◆ Instructions for the task:
Copy the data below exactly, omitting any picture it contains.

[start Given material]

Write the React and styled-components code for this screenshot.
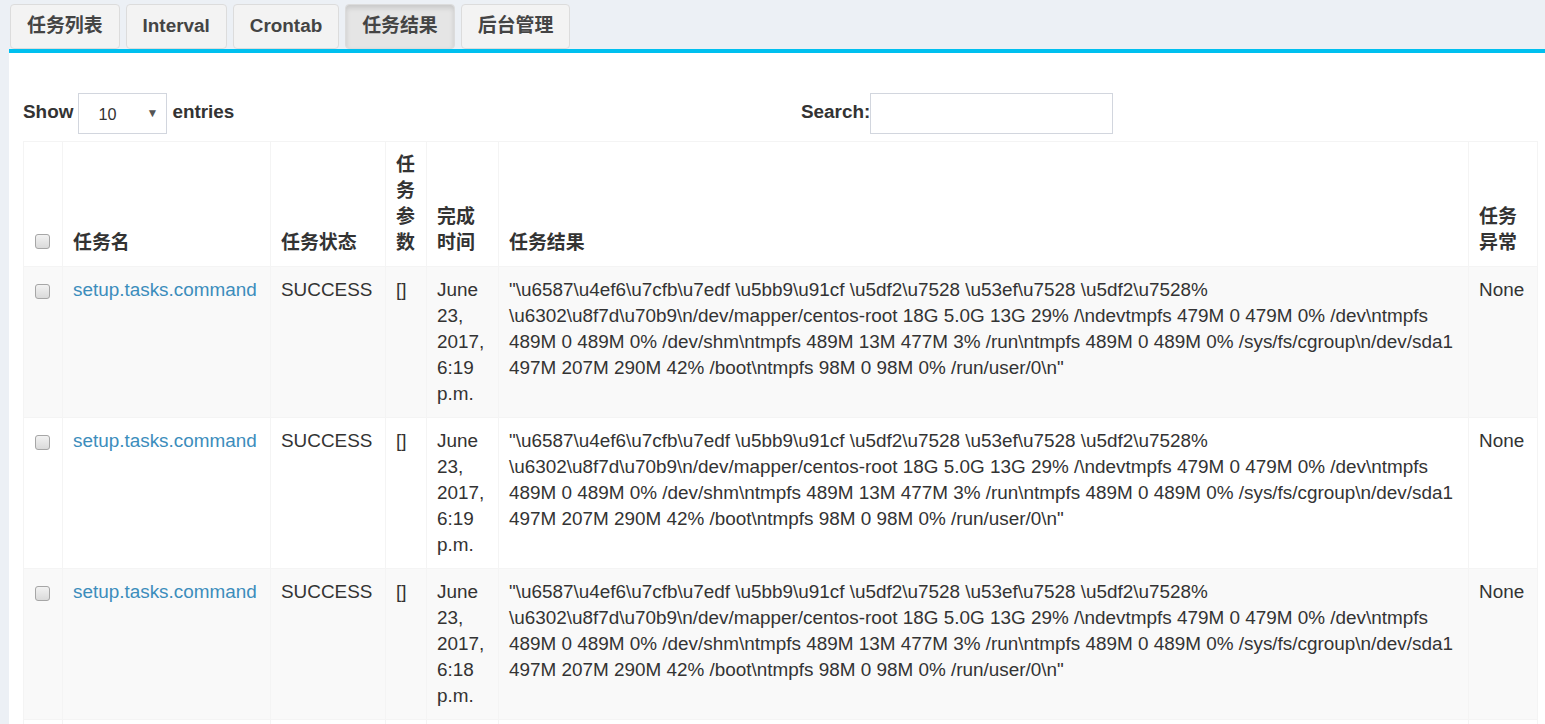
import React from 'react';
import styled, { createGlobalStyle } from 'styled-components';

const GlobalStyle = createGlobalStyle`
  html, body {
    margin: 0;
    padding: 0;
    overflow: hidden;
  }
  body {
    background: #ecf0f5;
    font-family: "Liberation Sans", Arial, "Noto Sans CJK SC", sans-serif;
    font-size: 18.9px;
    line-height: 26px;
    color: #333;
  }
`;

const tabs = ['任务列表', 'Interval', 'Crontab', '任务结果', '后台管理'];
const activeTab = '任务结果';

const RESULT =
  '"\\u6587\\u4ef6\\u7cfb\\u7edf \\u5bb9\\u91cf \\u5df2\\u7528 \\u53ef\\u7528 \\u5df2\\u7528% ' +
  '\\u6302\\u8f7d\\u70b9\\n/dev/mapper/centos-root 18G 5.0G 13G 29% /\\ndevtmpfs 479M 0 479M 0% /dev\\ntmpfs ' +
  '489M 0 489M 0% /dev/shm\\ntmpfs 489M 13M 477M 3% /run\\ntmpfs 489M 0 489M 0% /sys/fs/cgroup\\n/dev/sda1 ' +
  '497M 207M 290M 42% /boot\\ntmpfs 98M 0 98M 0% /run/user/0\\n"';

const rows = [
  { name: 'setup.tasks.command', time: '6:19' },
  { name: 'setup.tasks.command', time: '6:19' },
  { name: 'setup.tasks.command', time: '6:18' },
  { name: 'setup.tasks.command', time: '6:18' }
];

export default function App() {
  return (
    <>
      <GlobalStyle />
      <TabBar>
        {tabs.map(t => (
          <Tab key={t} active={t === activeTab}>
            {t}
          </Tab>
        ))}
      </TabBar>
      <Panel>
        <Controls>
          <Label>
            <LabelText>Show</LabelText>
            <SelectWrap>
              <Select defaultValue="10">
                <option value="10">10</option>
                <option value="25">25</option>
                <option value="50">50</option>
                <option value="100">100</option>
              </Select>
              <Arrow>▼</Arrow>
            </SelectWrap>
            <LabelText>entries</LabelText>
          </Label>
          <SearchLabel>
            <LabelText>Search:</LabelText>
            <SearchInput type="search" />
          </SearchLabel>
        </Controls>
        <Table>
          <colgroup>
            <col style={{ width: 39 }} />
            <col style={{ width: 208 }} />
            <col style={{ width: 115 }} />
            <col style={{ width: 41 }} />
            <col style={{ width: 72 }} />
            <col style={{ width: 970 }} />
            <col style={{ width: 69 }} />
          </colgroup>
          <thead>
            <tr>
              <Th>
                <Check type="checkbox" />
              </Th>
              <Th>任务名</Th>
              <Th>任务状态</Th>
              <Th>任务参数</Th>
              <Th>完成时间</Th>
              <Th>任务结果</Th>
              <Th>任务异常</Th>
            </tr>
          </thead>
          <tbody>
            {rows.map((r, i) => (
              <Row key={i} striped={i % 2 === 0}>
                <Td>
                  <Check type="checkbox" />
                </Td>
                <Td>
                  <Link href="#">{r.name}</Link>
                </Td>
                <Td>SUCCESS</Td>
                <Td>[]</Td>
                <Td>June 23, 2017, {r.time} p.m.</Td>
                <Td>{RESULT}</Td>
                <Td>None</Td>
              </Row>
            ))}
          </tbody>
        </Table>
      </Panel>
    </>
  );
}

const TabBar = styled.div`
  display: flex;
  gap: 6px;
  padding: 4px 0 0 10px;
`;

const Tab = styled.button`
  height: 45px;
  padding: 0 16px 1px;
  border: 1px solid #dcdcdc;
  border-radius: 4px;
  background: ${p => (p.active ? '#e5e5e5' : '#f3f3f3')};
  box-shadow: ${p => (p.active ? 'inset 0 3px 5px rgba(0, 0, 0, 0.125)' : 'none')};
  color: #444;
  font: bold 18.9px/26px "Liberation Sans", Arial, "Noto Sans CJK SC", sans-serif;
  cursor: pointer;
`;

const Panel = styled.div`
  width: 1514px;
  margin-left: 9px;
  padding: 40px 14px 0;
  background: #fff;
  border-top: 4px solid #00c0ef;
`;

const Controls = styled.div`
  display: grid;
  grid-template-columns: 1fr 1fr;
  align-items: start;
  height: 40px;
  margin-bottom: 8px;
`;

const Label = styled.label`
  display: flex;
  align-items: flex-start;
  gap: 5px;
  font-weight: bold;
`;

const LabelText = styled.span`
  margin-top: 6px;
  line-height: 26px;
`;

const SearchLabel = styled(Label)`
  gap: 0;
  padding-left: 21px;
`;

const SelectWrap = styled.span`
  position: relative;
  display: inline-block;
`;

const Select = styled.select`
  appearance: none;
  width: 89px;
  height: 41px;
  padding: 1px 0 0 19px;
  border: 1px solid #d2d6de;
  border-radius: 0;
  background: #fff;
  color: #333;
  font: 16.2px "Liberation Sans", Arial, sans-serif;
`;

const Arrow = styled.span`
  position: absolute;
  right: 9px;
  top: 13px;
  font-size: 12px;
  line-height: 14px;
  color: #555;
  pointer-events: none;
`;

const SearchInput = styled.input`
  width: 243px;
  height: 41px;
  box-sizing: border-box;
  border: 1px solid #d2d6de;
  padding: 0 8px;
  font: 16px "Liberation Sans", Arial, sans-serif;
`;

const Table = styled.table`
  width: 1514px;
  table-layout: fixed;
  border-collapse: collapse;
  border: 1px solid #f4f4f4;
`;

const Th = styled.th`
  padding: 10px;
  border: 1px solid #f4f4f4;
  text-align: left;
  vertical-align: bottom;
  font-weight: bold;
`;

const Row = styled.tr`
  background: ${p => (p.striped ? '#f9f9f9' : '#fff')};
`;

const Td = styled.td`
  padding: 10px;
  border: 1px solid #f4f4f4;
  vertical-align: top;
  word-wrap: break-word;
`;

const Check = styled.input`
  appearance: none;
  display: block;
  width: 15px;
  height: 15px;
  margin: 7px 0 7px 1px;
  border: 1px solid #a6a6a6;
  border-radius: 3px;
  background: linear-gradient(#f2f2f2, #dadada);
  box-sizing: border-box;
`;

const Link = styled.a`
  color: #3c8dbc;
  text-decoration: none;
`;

[end Given material]

◆ Result of this exercise:
Write the React and styled-components code for this screenshot.
import React from 'react';
import styled, { createGlobalStyle } from 'styled-components';

const GlobalStyle = createGlobalStyle`
  html, body {
    margin: 0;
    padding: 0;
    overflow: hidden;
  }
  body {
    background: #ecf0f5;
    font-family: "Liberation Sans", Arial, "Noto Sans CJK SC", sans-serif;
    font-size: 18.9px;
    line-height: 26px;
    color: #333;
  }
`;

const tabs = ['任务列表', 'Interval', 'Crontab', '任务结果', '后台管理'];
const activeTab = '任务结果';

const RESULT =
  '"\\u6587\\u4ef6\\u7cfb\\u7edf \\u5bb9\\u91cf \\u5df2\\u7528 \\u53ef\\u7528 \\u5df2\\u7528% ' +
  '\\u6302\\u8f7d\\u70b9\\n/dev/mapper/centos-root 18G 5.0G 13G 29% /\\ndevtmpfs 479M 0 479M 0% /dev\\ntmpfs ' +
  '489M 0 489M 0% /dev/shm\\ntmpfs 489M 13M 477M 3% /run\\ntmpfs 489M 0 489M 0% /sys/fs/cgroup\\n/dev/sda1 ' +
  '497M 207M 290M 42% /boot\\ntmpfs 98M 0 98M 0% /run/user/0\\n"';

const rows = [
  { name: 'setup.tasks.command', time: '6:19' },
  { name: 'setup.tasks.command', time: '6:19' },
  { name: 'setup.tasks.command', time: '6:18' },
  { name: 'setup.tasks.command', time: '6:18' }
];

export default function App() {
  return (
    <>
      <GlobalStyle />
      <TabBar>
        {tabs.map(t => (
          <Tab key={t} active={t === activeTab}>
            {t}
          </Tab>
        ))}
      </TabBar>
      <Panel>
        <Controls>
          <Label>
            <LabelText>Show</LabelText>
            <SelectWrap>
              <Select defaultValue="10">
                <option value="10">10</option>
                <option value="25">25</option>
                <option value="50">50</option>
                <option value="100">100</option>
              </Select>
              <Arrow>▼</Arrow>
            </SelectWrap>
            <LabelText>entries</LabelText>
          </Label>
          <SearchLabel>
            <LabelText>Search:</LabelText>
            <SearchInput type="search" />
          </SearchLabel>
        </Controls>
        <Table>
          <colgroup>
            <col style={{ width: 39 }} />
            <col style={{ width: 208 }} />
            <col style={{ width: 115 }} />
            <col style={{ width: 41 }} />
            <col style={{ width: 72 }} />
            <col style={{ width: 970 }} />
            <col style={{ width: 69 }} />
          </colgroup>
          <thead>
            <tr>
              <Th>
                <Check type="checkbox" />
              </Th>
              <Th>任务名</Th>
              <Th>任务状态</Th>
              <Th>任务参数</Th>
              <Th>完成时间</Th>
              <Th>任务结果</Th>
              <Th>任务异常</Th>
            </tr>
          </thead>
          <tbody>
            {rows.map((r, i) => (
              <Row key={i} striped={i % 2 === 0}>
                <Td>
                  <Check type="checkbox" />
                </Td>
                <Td>
                  <Link href="#">{r.name}</Link>
                </Td>
                <Td>SUCCESS</Td>
                <Td>[]</Td>
                <Td>June 23, 2017, {r.time} p.m.</Td>
                <Td>{RESULT}</Td>
                <Td>None</Td>
              </Row>
            ))}
          </tbody>
        </Table>
      </Panel>
    </>
  );
}

const TabBar = styled.div`
  display: flex;
  gap: 6px;
  padding: 4px 0 0 10px;
`;

const Tab = styled.button`
  height: 45px;
  padding: 0 16px 1px;
  border: 1px solid #dcdcdc;
  border-radius: 4px;
  background: ${p => (p.active ? '#e5e5e5' : '#f3f3f3')};
  box-shadow: ${p => (p.active ? 'inset 0 3px 5px rgba(0, 0, 0, 0.125)' : 'none')};
  color: #444;
  font: bold 18.9px/26px "Liberation Sans", Arial, "Noto Sans CJK SC", sans-serif;
  cursor: pointer;
`;

const Panel = styled.div`
  width: 1514px;
  margin-left: 9px;
  padding: 40px 14px 0;
  background: #fff;
  border-top: 4px solid #00c0ef;
`;

const Controls = styled.div`
  display: grid;
  grid-template-columns: 1fr 1fr;
  align-items: start;
  height: 40px;
  margin-bottom: 8px;
`;

const Label = styled.label`
  display: flex;
  align-items: flex-start;
  gap: 5px;
  font-weight: bold;
`;

const LabelText = styled.span`
  margin-top: 6px;
  line-height: 26px;
`;

const SearchLabel = styled(Label)`
  gap: 0;
  padding-left: 21px;
`;

const SelectWrap = styled.span`
  position: relative;
  display: inline-block;
`;

const Select = styled.select`
  appearance: none;
  width: 89px;
  height: 41px;
  padding: 1px 0 0 19px;
  border: 1px solid #d2d6de;
  border-radius: 0;
  background: #fff;
  color: #333;
  font: 16.2px "Liberation Sans", Arial, sans-serif;
`;

const Arrow = styled.span`
  position: absolute;
  right: 9px;
  top: 13px;
  font-size: 12px;
  line-height: 14px;
  color: #555;
  pointer-events: none;
`;

const SearchInput = styled.input`
  width: 243px;
  height: 41px;
  box-sizing: border-box;
  border: 1px solid #d2d6de;
  padding: 0 8px;
  font: 16px "Liberation Sans", Arial, sans-serif;
`;

const Table = styled.table`
  width: 1514px;
  table-layout: fixed;
  border-collapse: collapse;
  border: 1px solid #f4f4f4;
`;

const Th = styled.th`
  padding: 10px;
  border: 1px solid #f4f4f4;
  text-align: left;
  vertical-align: bottom;
  font-weight: bold;
`;

const Row = styled.tr`
  background: ${p => (p.striped ? '#f9f9f9' : '#fff')};
`;

const Td = styled.td`
  padding: 10px;
  border: 1px solid #f4f4f4;
  vertical-align: top;
  word-wrap: break-word;
`;

const Check = styled.input`
  appearance: none;
  display: block;
  width: 15px;
  height: 15px;
  margin: 7px 0 7px 1px;
  border: 1px solid #a6a6a6;
  border-radius: 3px;
  background: linear-gradient(#f2f2f2, #dadada);
  box-sizing: border-box;
`;

const Link = styled.a`
  color: #3c8dbc;
  text-decoration: none;
`;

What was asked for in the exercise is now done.